* [Problem to solve]:
Where a line holds the string "React", return that line.

=====

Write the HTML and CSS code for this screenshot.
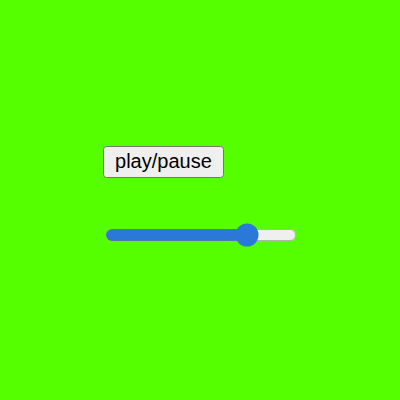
FILE: index.html
```html
<!DOCTYPE html>
<html>
<head>
<meta charset="utf-8">
<link rel="stylesheet" href="styles.css">
</head>
<body>
<div class="stage">
  <button class="toggle">play/pause</button>
  <input class="seek" type="range" min="0" max="100" value="77">
</div>
</body>
</html>
```
FILE: styles.css
```css
html, body {
  margin: 0;
  height: 100%;
  background: #55ff00;
}
.stage {
  zoom: 1.5;
  padding: 97px 0 0 68.7px;
  display: flex;
  flex-direction: column;
  align-items: flex-start;
  gap: 30px;
}
.toggle {
  font-family: "Liberation Sans", Arial, sans-serif;
  margin: 0;
}
.seek {
  margin: 0 0 0 1.5px;
  width: 128px;
  accent-color: #2a78d8;
}
```
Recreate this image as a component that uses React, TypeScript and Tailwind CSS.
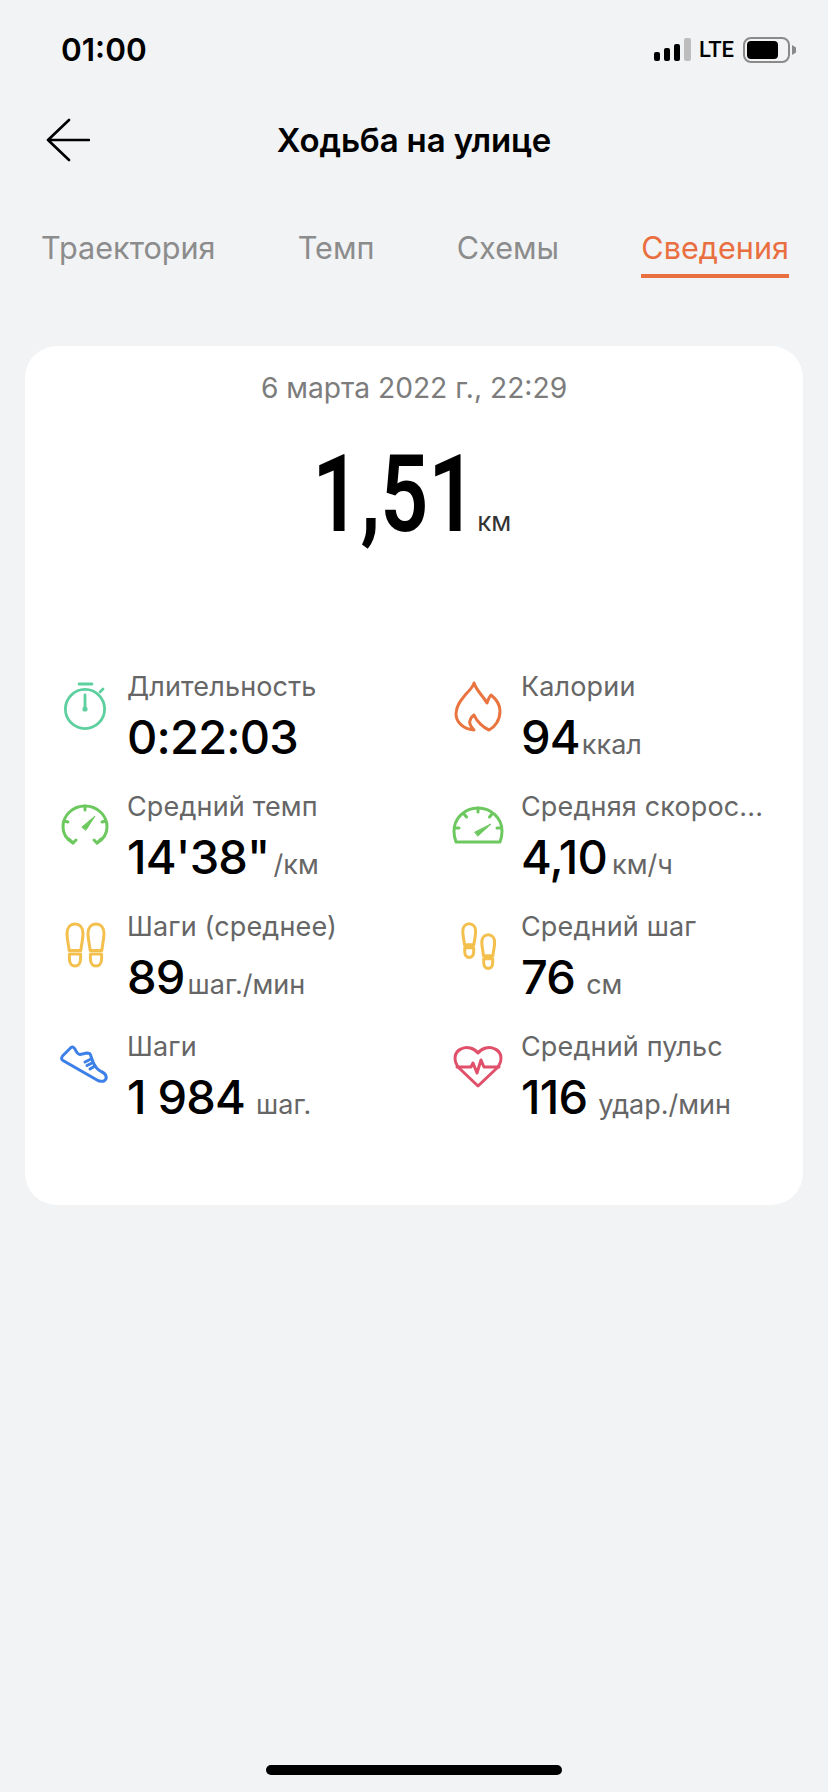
import React from "react";

const Sole = ({ x, y, s, c }: { x: number; y: number; s: number; c: string }) => (
  <g transform={`translate(${x} ${y}) scale(${s})`} fill="none" stroke={c} strokeWidth={3 / s} strokeLinejoin="round">
    <path d="M3.2 27.5C2.5 22 1 15 1 10.5C1 4.5 4.5 1 9 1C13.5 1 17 4.5 17 10.5C17 15 15.5 22 14.8 27.5Z" />
    <path d="M3.2 27.5H14.8M3.4 31H14.6V36C14.6 40.5 12 43 9 43C6 43 3.4 40.5 3.4 36Z" />
  </g>
);

const icons: Record<string, React.ReactNode> = {
  stopwatch: (
    <g fill="none" stroke="#5ecf9f" strokeWidth="2.8" strokeLinecap="round">
      <circle cx="29" cy="37" r="19.6" />
      <path d="M23 12H36M44 20L47 17M29 23V36" />
      <circle cx="29" cy="37" r="1.2" fill="#5ecf9f" />
    </g>
  ),
  pace: (
    <g fill="none" stroke="#6dc95f" strokeWidth="3" strokeLinecap="round" strokeLinejoin="round">
      <path d="M17 51C10 47 7 41 7 35C7 23 17 14 29 14C41 14 51 23 51 35C51 41 48 47 41 51" />
      <path d="M13 47L17 51L20 48M45 47L41 51L38 48M29 14V18M8 29L12 30M50 29L46 30" />
      <path d="M26 35L39 24L30 38Z" fill="#6dc95f" strokeWidth="1" />
    </g>
  ),
  steps: (
    <g>
      <Sole x={10} y={11} s={1} c="#f3bf4d" />
      <Sole x={31} y={11} s={1} c="#f3bf4d" />
    </g>
  ),
  shoe: (
    <g fill="none" stroke="#3d80e8" strokeWidth="3" strokeLinecap="round" strokeLinejoin="round">
      <path d="M15 15.5L6.5 24Q4.5 27 7 28.5L41 48Q44 50 48 49Q51 47 50 44Q49 41 45 39.5Q40 37 37 30L34.5 23Q34 21 31 21L24 22.5Q21 22 19 17Q17 14 15 15.5Z" />
      <path d="M29 30L35 27M31 33.5L37 30.5M34 37L39 34" />
    </g>
  ),
  flame: (
    <path
      d="M24 11C26 18 33 24 37 31C38 28 39 25 41 23C46 27 50 32 50 39C50 48 45 55 39 58C34 56 27 50 24 43C21 45 19 49 20 52C21 55 23 57 24 58C13 57 6 50 6 42C6 33 12 27 16 22C19 19 23 15 24 11Z"
      fill="none"
      stroke="#e9743f"
      strokeWidth="3"
      strokeLinejoin="round"
    />
  ),
  speed: (
    <g fill="none" stroke="#6dc95f" strokeWidth="3" strokeLinecap="round" strokeLinejoin="round">
      <path d="M6 50Q4 45 4 39C4 26 15 16 28 16C41 16 52 26 52 39Q52 45 50 50Z" />
      <path d="M28 16V20M14 22L16.5 25M42 22L39.5 25M5 36H9M51 36H47" />
      <path d="M25 40L41 32L28 44Z" fill="#6dc95f" strokeWidth="1" />
    </g>
  ),
  stride: (
    <g>
      <Sole x={12} y={11} s={0.8} c="#f3bf4d" />
      <Sole x={31} y={22} s={0.8} c="#f3bf4d" />
    </g>
  ),
  heart: (
    <g fill="none" stroke="#e0506a" strokeWidth="3" strokeLinejoin="round" strokeLinecap="round">
      <path d="M28 54L9 36C3 29 4 20 11 17C17 14 24 16 28 21C32 16 39 14 45 17C52 20 53 29 47 36Z" />
      <path d="M7 35H21L23 31L27 41L31 28L34 35H49" />
    </g>
  ),
};

type Item = { icon: string; label: string; value: string; unit: string; ml: string };

const items: Item[] = [
  { icon: "stopwatch", label: "Длительность", value: "0:22:03", unit: "", ml: "ml-0" },
  { icon: "flame", label: "Калории", value: "94", unit: "ккал", ml: "ml-[2px]" },
  { icon: "pace", label: "Средний темп", value: "14'38\"", unit: "/км", ml: "ml-[4px]" },
  { icon: "speed", label: "Средняя скорос...", value: "4,10", unit: "км/ч", ml: "ml-[5px]" },
  { icon: "steps", label: "Шаги (среднее)", value: "89", unit: "шаг./мин", ml: "ml-[3px]" },
  { icon: "stride", label: "Средний шаг", value: "76", unit: "см", ml: "ml-[11px]" },
  { icon: "shoe", label: "Шаги", value: "1 984", unit: "шаг.", ml: "ml-[11px]" },
  { icon: "heart", label: "Средний пульс", value: "116", unit: "удар./мин", ml: "ml-[11px]" },
];

export default function App() {
  return (
    <div className="flex h-[1792px] w-[828px] flex-col bg-[#f1f3f5] font-['Inter',sans-serif] text-black">
      <div className="flex h-[99px] items-center justify-between pl-[61px] pr-[31px]">
        <span className="text-[31.5px] font-semibold">01:00</span>
        <div className="flex items-center">
          <svg width="38" height="24" viewBox="0 0 38 24">
            <rect x="0" y="14" width="6" height="9" rx="2" fill="#000" />
            <rect x="10" y="10" width="6" height="13" rx="2" fill="#000" />
            <rect x="20" y="6" width="6" height="17" rx="2" fill="#000" />
            <rect x="30" y="0" width="7" height="23" rx="2" fill="#bdbdbd" />
          </svg>
          <span className="ml-[7px] mr-[9px] font-['Roboto',sans-serif] text-[22px] font-medium">LTE</span>
          <svg width="54" height="26" viewBox="0 0 54 26">
            <rect x="1" y="1" width="45" height="24" rx="7" fill="none" stroke="#8a8a8a" strokeWidth="2" />
            <rect x="4" y="4" width="31" height="18" rx="4" fill="#000" />
            <path d="M49 8L53 10.5V15.5L49 18Z" fill="#8a8a8a" />
          </svg>
        </div>
      </div>

      <div className="relative flex h-[83px] items-center justify-center">
        <svg className="absolute left-[46px] top-[19px]" width="44" height="44" viewBox="0 0 44 44" fill="none" stroke="#000" strokeWidth="2.6" strokeLinecap="round" strokeLinejoin="round">
          <path d="M23 2L2 22L23 42M2 22H43" />
        </svg>
        <span className="text-[33px] font-semibold tracking-[-0.15px]">Ходьба на улице</span>
      </div>

      <div className="mt-[46px] flex justify-between pl-[41px] pr-[39px]">
        {["Траектория", "Темп", "Схемы"].map((t) => (
          <span key={t} className="h-[40px] text-[30.6px] leading-[40px] text-[#8c8c8c]">{t}</span>
        ))}
        <div className="flex flex-col">
          <span className="h-[40px] text-[30.6px] leading-[40px] text-[#ea6f40]">Сведения</span>
          <div className="mt-[6px] h-[4px] bg-[#ea6f40]" />
        </div>
      </div>

      <div className="mx-[25px] mt-[68px] flex h-[859px] flex-col rounded-[32px] bg-white">
        <div className="mt-[24px] text-center text-[28.2px] leading-[36px] text-[#7c7c7c]">
          6 марта 2022 г., 22:29
        </div>
        <div className="flex h-[266px] items-start justify-center pr-[51px] pt-[28px]">
          <div className="flex items-baseline">
            <span className="inline-block origin-right scale-x-[0.78] font-['Roboto',sans-serif] text-[108px] font-semibold leading-[120px]">1,51</span>
            <span className="ml-[1px] text-[26px] text-[#333]">км</span>
          </div>
        </div>
        <div className="grid grid-cols-[394px_1fr] pl-[31px]">
          {items.map((it) => (
            <div key={it.icon} className="flex h-[120px]">
              <svg className="mr-[15px] shrink-0" width="56" height="64" viewBox="0 0 56 64">
                {icons[it.icon]}
              </svg>
              <div className="flex flex-col">
                <span className="h-[30px] text-[27px] leading-[30px] tracking-[0.15px] text-[#666]">{it.label}</span>
                <div className="mt-[8px] flex h-[54px] items-baseline whitespace-nowrap">
                  <span className="text-[47px] font-medium leading-[54px] tracking-[-0.8px]">{it.value}</span>
                  {it.unit && <span className={`${it.ml} text-[27px] text-[#666]`}>{it.unit}</span>}
                </div>
              </div>
            </div>
          ))}
        </div>
      </div>

      <div className="mb-[17px] mt-auto flex justify-center">
        <div className="h-[10px] w-[296px] rounded-full bg-black" />
      </div>
    </div>
  );
}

=====

* [Complete answer]:
Recreate this image as a component that uses React, TypeScript and Tailwind CSS.
import React from "react";
const icons: Record<string, React.ReactNode> = {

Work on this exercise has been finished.